Nun ist es so, dass die Stadt zwar offizieller Veranstalter ist. Organisiert wird "Wolfratshausen narrisch" jedoch von Peter Steinberger. Der Münsinger, der 33 Jahre lang bei der Wolfratshauser Stadtverwaltung war und vor langer Zeit auch im Vorstand der Narreninsel, ist als Präsident des Landesverbands Oberbayern im Bund Deutscher Karneval bestens vernetzt, was Faschingsgesellschaften angeht. Steinberger sagt, er habe die Narreninsel sehr wohl angefragt, ob sie in Wolfratshausen auftreten wolle, und zwar dreimal schriftlich, zusammen mit allen 87 im Landesverband organisierten Gesellschaften. Oberinsulaner Hübler räumt ein, dass er "vielleicht etwas überlesen oder übersehen" hat. "Ich weiß nicht mehr, was los war", sagt er. "In diesem Jahr ist es einfach schlecht gelaufen." Im Übrigen aber sei es ja gar keine Frage, ob der Heimatverein beim offiziellen Stadtfasching auftrete. "Wir sollten gesetzt sein." Das wiederum will Steinberger so nicht stehen lassen. Er wisse schließlich nicht, wann die Wolfratshauser Narren Zeit hätten. "Dann setze ich ihn um 15 Uhr drauf", sagt er über Hübler, "und er sagt: Da kann ich nicht."

Aber keine Angst: Der Wolfratshauser Faschingssonntag läuft nun doch nicht gänzlich mit Fremdnarren ab. Denn auf Intervention von Bürgermeister Klaus Heilinglechner haben Hübler und Steinberger vereinbart, dass um 13. 45 Uhr das Kinderprinzenpaar und die Kindergarde der Narreninsel auf der Bühne am Marienplatz stehen werden. Ein Auftritt der erwachsenen Insulaner ist nicht drin. Hübler sagt, dass Steinberger sonst zu viel Programm der anderen Gäste hätte verschieben müssen.
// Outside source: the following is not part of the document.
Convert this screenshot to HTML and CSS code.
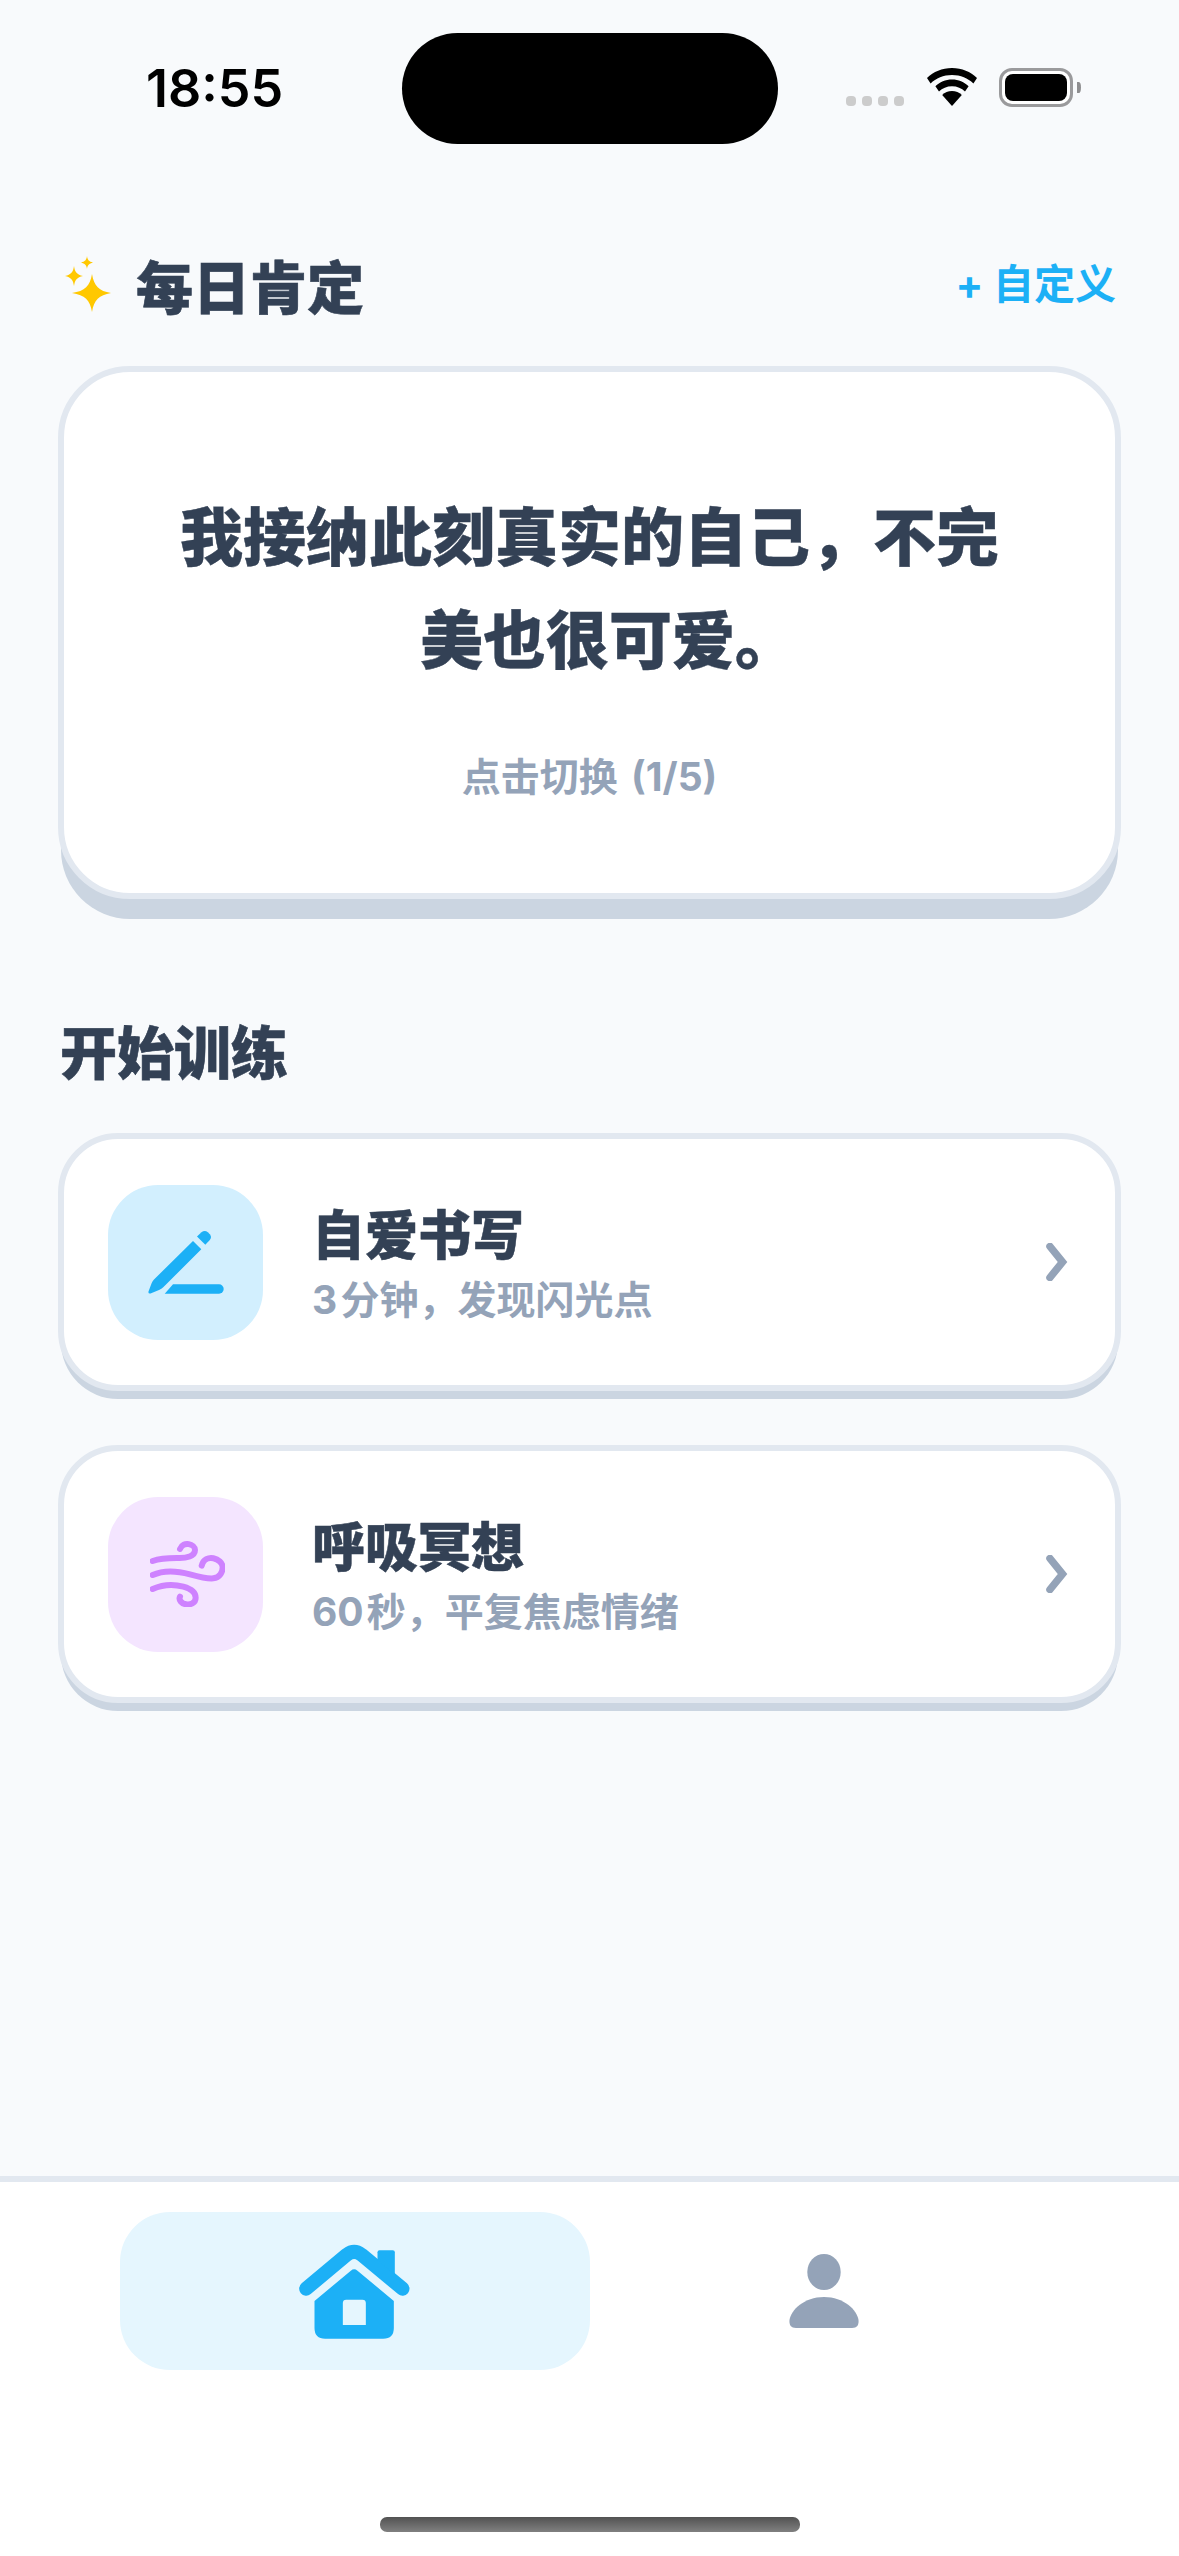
FILE: index.html
```html
<!DOCTYPE html>
<html lang="zh">
<head>
<meta charset="utf-8">
<title>每日肯定</title>
<link rel="stylesheet" href="styles.css">
</head>
<body>
<div class="app">
  <header class="status">
    <span class="time">18:55</span>
    <div class="island"></div>
    <div class="status-right">
      <div class="dots"><i></i><i></i><i></i><i></i></div>
      <svg class="wifi" width="52" height="38" viewBox="0 0 52 38"><path d="M26 0C16 0 7.500 3.800 1 10l3.600 5.500C10 10.200 17.500 7 26 7s16 3.200 21.400 8.500L51 10C44.500 3.800 36 0 26 0z"/><path d="M26 11.500c-6.500 0-12.300 2.500-16.600 6.700l3.600 5.400c3.300-3.300 7.900-5.300 13-5.300s9.700 2 13 5.300l3.600-5.400C38.300 14 32.500 11.500 26 11.500z"/><path d="M26 23c-3.800 0-7.300 1.500-9.800 4L26 38l9.800-11c-2.500-2.500-6-4-9.800-4z"/></svg>
      <div class="battery"><div class="battery-fill"></div></div>
      <div class="battery-cap"></div>
    </div>
  </header>

  <main class="content">
    <div class="head-row">
      <div class="head-left">
        <svg class="sparkle" width="46" height="56" viewBox="0 0 46 56"><path d="M27 18C29 30 34 35 46 37C34 39 29 44 27 56C25 44 20 39 7 37C20 35 25 30 27 18z"/><path d="M9 10c.8 6 3 8.500 9 10-6 1.500-8.200 4-9 10-.8-6-3-8.500-9-10 6-1.500 8.200-4 9-10z"/><path d="M22 0c.5 4 2 5.500 6 6.500-4 1-5.500 2.500-6 6.500-.5-4-2-5.500-6-6.500 4-1 5.500-2.500 6-6.500z"/></svg>
        <h1 class="title">每日肯定</h1>
      </div>
      <a class="custom">+ 自定义</a>
    </div>

    <section class="card quote-card">
      <p class="quote"><span class="quote-line">我接纳此刻真实的自己，不完</span><span class="quote-line quote-last">美也很可爱。</span></p>
      <p class="hint">点击切换 (1/5)</p>
    </section>

    <h2 class="section-title">开始训练</h2>

    <div class="list">
      <article class="card row">
        <div class="tile tile-blue">
          <svg width="76" height="63" viewBox="0 0 76 63"><path d="M53.500 1.200c2-1.600 4.500-1.600 6.300 0l2 2c1.600 1.800 1.600 4 0 5.800L57.300 13.700 49 5.500z"/><path d="M45 10l8.300 8.300L15.500 56Q13.500 58 11 59l-8.500 3.500Q0 63 .5 60.500l3-8Q4.500 50 6 48.500z"/><path d="M25 53.300H71a4.700 4.700 0 0 1 0 9.400H16.700z"/></svg>
        </div>
        <div class="row-text">
          <h3 class="row-title">自爱书写</h3>
          <p class="row-sub">3 分钟，发现闪光点</p>
        </div>
        <svg class="chev" width="22" height="38" viewBox="0 0 22 38"><path d="M4 3.500l12.500 15.500L4 34.500"/></svg>
      </article>

      <article class="card row">
        <div class="tile tile-purple">
          <svg width="75" height="66" viewBox="330 333 225 198"><path d="M338 393C360 385 385 384 410 384C440 386 465 378 465 360C465 342 430 332 420 357"/><path d="M338 435C370 420 410 422 450 433C475 440 500 447 520 445C540 443 548 425 548 412C548 385 495 368 485 407"/><path d="M338 477C365 465 400 462 430 470C455 477 467 490 467 503C467 520 450 525 438 523C425 521 415 510 420 500"/></svg>
        </div>
        <div class="row-text">
          <h3 class="row-title">呼吸冥想</h3>
          <p class="row-sub">60 秒，平复焦虑情绪</p>
        </div>
        <svg class="chev" width="22" height="38" viewBox="0 0 22 38"><path d="M4 3.500l12.500 15.500L4 34.500"/></svg>
      </article>
    </div>
  </main>

  <nav class="tabbar">
    <div class="tabs">
      <div class="tab tab-active">
        <svg width="111" height="96" viewBox="597 250 332 288"><path class="roof" d="M618 387L740 285Q762 268 784 285L907 387"/><path d="M838 272H878Q884 272 884 278V345L832 300V278Q832 272 838 272z"/><path fill-rule="evenodd" d="M752 333Q762 325 772 333L881 424V505Q881 537 849 537H675Q643 537 643 505V424zM738 420Q728 420 728 430V496H797V430Q797 420 787 420z"/></svg>
      </div>
      <div class="tab tab-idle">
        <svg width="70" height="74" viewBox="0 0 70 74"><ellipse cx="35" cy="18" rx="16.700" ry="18"/><path d="M35 43C55 43 68 56 69.500 66C70 71 68 74 63 74H7C2 74 0 71 .5 66C2 56 15 43 35 43z"/></svg>
      </div>
    </div>
    <div class="home-bar"></div>
  </nav>
</div>
</body>
</html>
```
FILE: styles.css
```css
* { box-sizing: border-box; margin: 0; padding: 0; }
html, body { width: 1179px; height: 2556px; overflow: hidden; }
body { background: #f8fafc; font-family: Inter, "Noto Sans CJK SC", sans-serif; color: #334155; }
.app { width: 1179px; height: 2556px; display: flex; flex-direction: column; background: #f8fafc; }

.status { height: 242px; flex: none; display: flex; align-items: flex-start; padding-top: 33px; }
.time { width: 402px; padding-left: 146px; padding-top: 26px; font: 600 52px/60px Inter, sans-serif; color: #000; }
.island { width: 376px; height: 111px; border-radius: 56px; background: #000; flex: none; }
.status-right { display: flex; align-items: flex-start; padding-top: 35px; padding-left: 68px; }
.dots { display: flex; gap: 6px; padding-top: 28px; width: 80px; }
.dots i { display: block; width: 10px; height: 10px; border-radius: 4px; background: #ccc; }
.wifi { fill: #000; flex: none; }
.battery { width: 74px; height: 39px; margin-left: 21px; border: 3px solid #9a9a9c; border-radius: 13px; padding: 3px; background: #fff; }
.battery-fill { width: 100%; height: 100%; background: #000; border-radius: 8px; }
.battery-cap { width: 4px; height: 11px; margin: 14px 0 0 4px; background: #8e8e90; border-radius: 0 50% 50% 0; }

.content { flex: 1; padding: 0 58px; display: flex; flex-direction: column; }
.head-row { display: flex; justify-content: space-between; align-items: center; height: 90px; padding-bottom: 6px; }
.head-left { display: flex; align-items: center; gap: 25px; padding-left: 7px; }
.sparkle { fill: #ffc800; flex: none; }
.title { font: 900 57px/70px "Noto Sans CJK SC", sans-serif; color: #334155; -webkit-text-stroke: .6px #334155; }
.custom { font: 700 41px/50px Inter, "Noto Sans CJK SC", sans-serif; color: #1cb0f6; padding-right: 5px; }

.card { background: #fff; border: 6px solid #e2e8f0; }
.quote-card { margin-top: 34px; height: 533px; border-radius: 72px; box-shadow: 0 23px 0 -3px #cbd5e1; padding: 109px 100px 0; text-align: center; }
.quote { font: 900 63px/103px "Noto Sans CJK SC", sans-serif; color: #334155; -webkit-text-stroke: .4px #334155; }
.quote-line { display: block; }
.quote-last { padding-left: 39px; }
.hint { margin-top: 65px; font: 700 39px/50px Inter, "Noto Sans CJK SC", sans-serif; word-spacing: 4px; color: #94a3b8; }

.section-title { margin-top: 115px; padding-left: 2px; font: 900 57px/70px "Noto Sans CJK SC", sans-serif; color: #334155; -webkit-text-stroke: .6px #334155; }

.list { margin-top: 49px; display: flex; flex-direction: column; gap: 54px; }
.row { height: 258px; border-radius: 60px; box-shadow: 0 11px 0 -3px #cbd5e1; display: flex; align-items: center; padding: 0 47px 0 44px; }
.tile { width: 155px; height: 155px; border-radius: 50px; display: flex; align-items: center; justify-content: center; flex: none; }
.tile-blue { background: #d2effe; }
.tile-blue svg { fill: #1cb0f6; }
.tile-purple { background: #f4e5ff; padding-left: 3px; }
.tile-purple svg { fill: none; stroke: #ce82ff; stroke-width: 18; stroke-linecap: round; }
.row-text { flex: 1; padding: 0 0 0 49px; }
.row-title { font: 900 53px/64px "Noto Sans CJK SC", sans-serif; color: #334155; -webkit-text-stroke: .5px #334155; }
.row-sub { font: 700 39px/50px Inter, "Noto Sans CJK SC", sans-serif; word-spacing: -6px; color: #94a3b8; margin-top: 11px; }
.chev { fill: none; stroke: #94a3b8; stroke-width: 7.5; stroke-linecap: round; stroke-linejoin: miter; flex: none; }

.tabbar { height: 380px; flex: none; background: #fff; border-top: 6px solid #e2e8f0; padding: 30px 120px 0; }
.tabs { display: flex; }
.tab { height: 158px; display: flex; align-items: center; justify-content: center; }
.tab-active { width: 470px; background: #e5f6fe; border-radius: 50px; padding-right: 2px; }
.tab-active svg { fill: #1cb0f6; }
.tab-active .roof { fill: none; stroke: #1cb0f6; stroke-width: 42; stroke-linecap: round; stroke-linejoin: round; }
.tab-idle { flex: 1; padding-right: 2px; }
.tab-idle svg { fill: #94a3b8; }
.home-bar { width: 420px; height: 15px; margin: 147px 0 0 260px; border-radius: 7px; background: linear-gradient(#525252, #808080); }
```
Steinberger sagt, dass Hübler erklärt habe, sein Verein habe dafür keine Zeit mehr. "Irgendwie funktioniert die Kommunikation zwischen Herrn Steinberger und Herrn Hübler nicht", sagt der Bürgermeister.

Nun könnte man natürlich fragen, warum keiner von beiden zum Telefon gegriffen und den anderen angerufen hat. Steinberger hätte sich ja schnell erkundigen können, warum noch keine Rückmeldung von den Lokalmatadoren kam. Und Hübler hätte kurz nachfragen können, wie es mit dem Narrenspektakel 2020 auf dem Marienplatz aussieht, bei dem man unbedingt dabei sein wolle. Für so einen lockeren Austausch aber ist der Fasching vermutlich eine zu ernste Sache.